Women in Development Approach faced multiple criticisms.

  • WID faced criticism for viewing women as one group or in isolation and ignoring their relative position to men.
  • This approach doesn’t recognize different kinds of women based on their class or ethnic backgrounds.
  • Emphasis on women’s productive capacity is criticized for failing to recognize women’s reproductive responsibilities and the subsequent miscalculations about the responsibilities, and elasticity of women’s time and labor.
  • Activities are developed for women (based on the situation analysis) without engaging men in understanding their needs or allowing them to take part in them.
  • The approach focused on the integration of women without questioning the existing development paradigms and the power relations that have put women at a disadvantage.
  • Moreover, because the ‘Women in Development’ approach was firmly grounded in modernization theory, it is assumed that adopting western strategies would lead to the solutions to the problems. Therefore, it didn’t recognize the contribution of indigenous knowledge.
  • Furthermore, the ‘Women in Development’ approach tends to see development as an activity of government. Thus, it viewed the state as the solution, rather than a potential obstacle to the advancement of women.

2. The ‘Women and Development’ (WAD) Approach

In the second half of the 1970s, the women from the south advocated the ‘Women and Development (WAD) Approach’. They felt that the ‘WID’ perspective had not considered the ‘bigger’ issues of colonialism and unequal global relationships.

Note that women from the west (European, American, and Scandinavian) developed the WID Approach in the early 1970s.

In the second half of the 1970s, the women from the non-west (Africa, Latin America, Asia) began to advocate that the issues that the Women in Development perspective considered ignore the bigger issues as described above.

WAD argues that women have always participated in the development processes but their work has been exploited to profit others in the global north.

The ‘Women and Development’ paradigm focused on the distinctive roles, responsibilities, work, and knowledge of women. It called for their acknowledgment.

WAD advocated increasing women’s share in resources, land, employment, and income.

The ‘WAD’ perspective was more concerned about the relationship between women and development rather than women into development. The ‘WAD Approach’ did not focus on what development does to women. It was only focused to make sure that women are a part of development. 

Criticism of the WAD Approach

The WAD approach also faced multiple criticisms.

  • The ‘Women and Development’ approach doesn’t consider the class, racial and ethnic differences among women.
  • WAD focused on international relations of power and neglected relations between genders and classes. It ignored differences between men and women, rich and poor in the global south.
  • The WAD position equally downplays the role of patriarchy. It does not adequately explain gender power relations and their impact on development.
  • Furthermore, the advocacy for separate projects for women did not produce the desired transformational impact.
  • The ‘Women and Development’ model has only tended to focus its intervention strategies on the promotion of income-generating activities. It didn’t consider the competing time demands such strategies place on women who also have a reproductive role to perform.

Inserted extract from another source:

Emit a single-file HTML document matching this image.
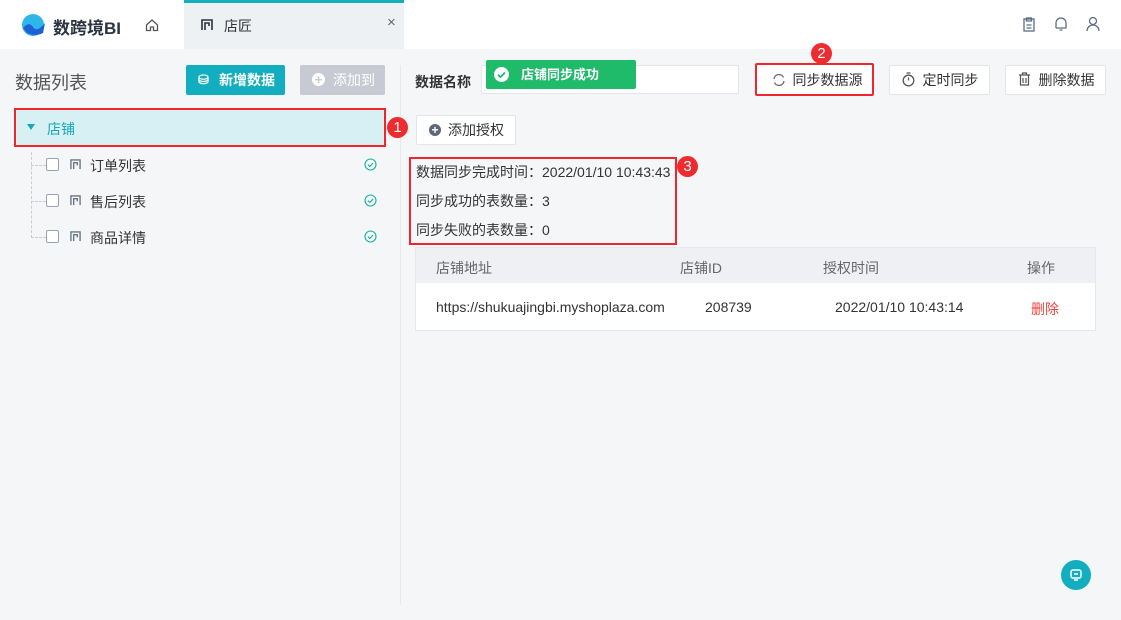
<!DOCTYPE html>
<html><head><meta charset="utf-8"><style>
*{box-sizing:border-box;margin:0;padding:0}
body{width:1121px;height:620px;background:#f5f6f8;font-family:"Liberation Sans","Noto Sans CJK SC",sans-serif;font-size:14px;color:#333;position:relative;overflow:hidden}
.a{position:absolute}
.btn{position:absolute;background:#fff;border:1px solid #e3e5e9;border-radius:2px;display:flex;align-items:center;justify-content:center;font-size:14px;color:#333}
.red{border:2px solid #f0262e}
.badge{position:absolute;width:21px;height:21px;border-radius:50%;background:#ee2b2f;color:#fff;font-size:15px;text-align:center;line-height:21px}
.cb{position:absolute;width:13px;height:13px;border:1px solid #9aa3b0;border-radius:2px;background:#fff}
</style></head><body>
<div class="a" style="left:0;top:0;width:1121px;height:49px;background:#fff"></div>
<svg class="a" style="left:21px;top:13px" width="26" height="24" viewBox="0 0 26 24"><circle cx="12" cy="12" r="11" fill="#2fb6e8"/><path d="M2 15 Q8 8 12 14 T24 10 L22 20 Q14 24 6 20Z" fill="#1f5fd6"/></svg>
<div class="a" style="left:53px;top:14px;font-size:17px;font-weight:bold;color:#2a3340">数跨境BI</div>
<svg class="a" style="left:145px;top:18px" width="14" height="14" viewBox="0 0 14 14"><path d="M1.5 7 L7 2 L12.5 7 V12.5 H8.5 V9 H5.5 V12.5 H1.5Z" fill="none" stroke="#555" stroke-width="1.3"/></svg>
<div class="a" style="left:184px;top:0;width:220px;height:49px;background:#eef1f4;border-top:3px solid #14b0c0"></div>
<svg class="a" style="left:201px;top:19px" width="12" height="12" viewBox="0 0 12 12"><path d="M1 11V1H11V11M4 11V4H8V7" fill="none" stroke="#2a3340" stroke-width="1.6"/></svg>
<div class="a" style="left:224px;top:16px;font-size:14px">店匠</div>
<div class="a" style="left:387px;top:14px;font-size:15px;color:#666">×</div>
<svg class="a" style="left:1022px;top:17px" width="14" height="15" viewBox="0 0 14 15"><rect x="2" y="2" width="10" height="12" fill="none" stroke="#5a6c88" stroke-width="1.3"/><path d="M4.5 1h5v3h-5zM4.5 8h5M4.5 11h5" stroke="#5a6c88" stroke-width="1.3" fill="none"/></svg>
<svg class="a" style="left:1054px;top:16px" width="14" height="16" viewBox="0 0 14 16"><path d="M2 12V7a5 5 0 0 1 10 0v5H2M5.5 14h3" fill="none" stroke="#5a6c88" stroke-width="1.3"/></svg>
<svg class="a" style="left:1086px;top:16px" width="14" height="16" viewBox="0 0 14 16"><circle cx="7" cy="5" r="3.5" fill="none" stroke="#5a6c88" stroke-width="1.3"/><path d="M1 15a6 6 0 0 1 12 0" fill="none" stroke="#5a6c88" stroke-width="1.3"/></svg>

<div class="a" style="left:15px;top:69px;font-size:18px;color:#555">数据列表</div>
<div class="a" style="left:186px;top:65px;width:99px;height:30px;background:#12aebf;border-radius:2px;color:#fff;font-size:14px;font-weight:bold;line-height:30px;padding-left:33px">新增数据</div>
<div class="a" style="left:198px;top:72px;color:#fff;font-size:13px;font-weight:bold">⛁</div>
<div class="a" style="left:300px;top:65px;width:85px;height:30px;background:#c8cad3;border-radius:2px;color:#fff;font-size:14px;line-height:30px;padding-left:33px">添加到</div>
<div class="a" style="left:312px;top:73px;width:13px;height:13px;border-radius:50%;background:#fff;color:#c8cad3;font-size:13px;line-height:13px;text-align:center;font-weight:bold">+</div>
<div class="a" style="left:400px;top:65px;width:1px;height:540px;background:#e6e8ec"></div>

<div class="a red" style="left:14px;top:108px;width:372px;height:39px;background:#d6f0f3"></div>
<div class="a" style="left:27px;top:124px;width:0;height:0;border-left:4px solid transparent;border-right:4px solid transparent;border-top:6px solid #14a9b8"></div>
<div class="a" style="left:47px;top:119px;color:#14a9b8;font-size:14px">店铺</div>
<div class="badge" style="left:387px;top:117px">1</div>
<div class="a" style="left:31px;top:152px;width:0;height:86px;border-left:1px dashed #ccc"></div>
<div class="a" style="left:31px;top:165px;width:15px;border-top:1px dashed #ccc"></div>
<div class="a" style="left:31px;top:201px;width:15px;border-top:1px dashed #ccc"></div>
<div class="a" style="left:31px;top:237px;width:15px;border-top:1px dashed #ccc"></div>
<div class="cb" style="left:46px;top:158px"></div><div class="cb" style="left:46px;top:194px"></div><div class="cb" style="left:46px;top:230px"></div>
<svg class="a" style="left:70px;top:159px" width="11" height="11" viewBox="0 0 12 12"><path d="M1 11V1H11V11M4 11V4H8V7" fill="none" stroke="#6a7585" stroke-width="1.5"/></svg>
<svg class="a" style="left:70px;top:195px" width="11" height="11" viewBox="0 0 12 12"><path d="M1 11V1H11V11M4 11V4H8V7" fill="none" stroke="#6a7585" stroke-width="1.5"/></svg>
<svg class="a" style="left:70px;top:231px" width="11" height="11" viewBox="0 0 12 12"><path d="M1 11V1H11V11M4 11V4H8V7" fill="none" stroke="#6a7585" stroke-width="1.5"/></svg>
<div class="a" style="left:90px;top:156px">订单列表</div>
<div class="a" style="left:90px;top:192px">售后列表</div>
<div class="a" style="left:90px;top:228px">商品详情</div>
<svg class="a" style="left:364px;top:158px" width="13" height="13" viewBox="0 0 13 13"><circle cx="6.5" cy="6.5" r="5.5" fill="none" stroke="#19b0a0" stroke-width="1.1"/><path d="M4 6.7l1.8 1.8 3.3-3.5" fill="none" stroke="#19b0a0" stroke-width="1.1"/></svg>
<svg class="a" style="left:364px;top:194px" width="13" height="13" viewBox="0 0 13 13"><circle cx="6.5" cy="6.5" r="5.5" fill="none" stroke="#19b0a0" stroke-width="1.1"/><path d="M4 6.7l1.8 1.8 3.3-3.5" fill="none" stroke="#19b0a0" stroke-width="1.1"/></svg>
<svg class="a" style="left:364px;top:230px" width="13" height="13" viewBox="0 0 13 13"><circle cx="6.5" cy="6.5" r="5.5" fill="none" stroke="#19b0a0" stroke-width="1.1"/><path d="M4 6.7l1.8 1.8 3.3-3.5" fill="none" stroke="#19b0a0" stroke-width="1.1"/></svg>

<div class="a" style="left:415px;top:72px;font-weight:bold;font-size:14px">数据名称</div>
<div class="a" style="left:481px;top:65px;width:258px;height:29px;background:#fff;border:1px solid #e3e5e9"></div>
<div class="a" style="left:486px;top:60px;width:150px;height:29px;background:#1fba6a;border-radius:2px;color:#fff;font-size:13px;font-weight:bold;line-height:29px;padding-left:35px">店铺同步成功</div>
<svg class="a" style="left:494px;top:67px" width="15" height="15" viewBox="0 0 15 15"><circle cx="7.5" cy="7.5" r="7.5" fill="#fff"/><path d="M4 7.7l2.4 2.4 4.6-4.6" fill="none" stroke="#1fba6a" stroke-width="1.8"/></svg>
<div class="btn red" style="left:755px;top:63px;width:119px;height:33px;padding-left:26px">同步数据源</div>
<svg class="a" style="left:772px;top:73px" width="14" height="14" viewBox="0 0 14 14"><path d="M2 6a5 5 0 0 1 9.5-1.5M12 8a5 5 0 0 1-9.5 1.5" fill="none" stroke="#666" stroke-width="1.3"/></svg>
<div class="badge" style="left:811px;top:43px">2</div>
<div class="btn" style="left:889px;top:65px;width:101px;height:30px;padding-left:22px">定时同步</div>
<svg class="a" style="left:902px;top:72px" width="13" height="15" viewBox="0 0 13 15"><circle cx="6.5" cy="8.5" r="5.3" fill="none" stroke="#555" stroke-width="1.3"/><path d="M4.5 1h4M6.5 5.5v3" stroke="#555" stroke-width="1.3"/></svg>
<div class="btn" style="left:1005px;top:65px;width:101px;height:30px;padding-left:22px">删除数据</div>
<svg class="a" style="left:1018px;top:72px" width="13" height="14" viewBox="0 0 13 14"><path d="M1 3h11M4.5 3V1h4v2M2.5 3v10h8V3M5 6v5M8 6v5" fill="none" stroke="#555" stroke-width="1.2"/></svg>

<div class="btn" style="left:416px;top:115px;width:100px;height:30px;padding-left:20px">添加授权</div>
<div class="a" style="left:429px;top:124px;width:12px;height:12px;border-radius:50%;background:#5d6777;color:#fff;font-size:12px;line-height:12px;text-align:center;font-weight:bold">+</div>

<div class="a red" style="left:409px;top:157px;width:268px;height:88px"></div>
<div class="badge" style="left:677px;top:156px">3</div>
<div class="a" style="left:416px;top:162px">数据同步完成时间：2022/01/10 10:43:43</div>
<div class="a" style="left:416px;top:191px">同步成功的表数量：3</div>
<div class="a" style="left:416px;top:220px">同步失败的表数量：0</div>

<div class="a" style="left:415px;top:247px;width:681px;height:84px;background:#fff;border:1px solid #e6e8ec"></div>
<div class="a" style="left:416px;top:248px;width:679px;height:35px;background:#eef0f3"></div>
<div class="a" style="left:436px;top:258px;color:#666">店铺地址</div>
<div class="a" style="left:680px;top:258px;color:#666">店铺ID</div>
<div class="a" style="left:823px;top:258px;color:#666">授权时间</div>
<div class="a" style="left:1027px;top:258px;color:#666">操作</div>
<div class="a" style="left:436px;top:299px">https://shukuajingbi.myshoplaza.com</div>
<div class="a" style="left:705px;top:299px">208739</div>
<div class="a" style="left:835px;top:299px">2022/01/10 10:43:14</div>
<div class="a" style="left:1031px;top:299px;color:#f0413c">删除</div>

<div class="a" style="left:1061px;top:560px;width:30px;height:30px;border-radius:50%;background:#12aebf"></div>
<svg class="a" style="left:1069px;top:568px" width="14" height="14" viewBox="0 0 14 14"><rect x="2" y="2" width="10" height="8" rx="2" fill="none" stroke="#fff" stroke-width="1.5"/><path d="M5 12h4M5 6h4" stroke="#fff" stroke-width="1.5"/></svg>
</body></html>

3. The ‘Gender and Development’ (GAD) Approach

In the 1980s, the ‘Gender and Development’ approach was developed.

This approach is an alternative to modernizing theory. This approach recognized women as a diverse group with interests that vary by sex, class, age, and ethnicity.

It recognizes men and women as partners in development. Considers both of them in economic and political relations.

The ‘Gender and Development’ approach concentrated on the unequal relations between men and women and seeks to transform this.

Thus apart from women, the ‘Gender and Development’ approach focuses on the social relations between men and women.

It emphasizes the equal access of women and men to the resources, and benefits from development.

It analyzes the contributions of women within (reproductive) including unpaid domestic work and outside the household (productive work). In other words, it recognizes the gender division of labor.

GAD also calls on the state to provide social services to support women’s domestic roles. The GAD paradigm argues that this would help in promoting the emancipation of women.

The GAD approach recognizes women as agents of change rather than mere recipients of development. It emphasizes the need for women to mobilize in order to achieve a greater political impact.

Furthermore, the GAD asserts that women experience oppression differently based on their race, class, culture, colonial history, and position in the global economic system.

Another important area that has attracted the attention of GAD, is Gender Law and Development (GLAD). The GLAD takes a rights-based approach to development with the aim of strengthening women’s legal rights and reforming laws that discriminate against women such as inheritance and land laws.

The ‘GID’ perspective took interest in pursuing the strategic gender needs of women.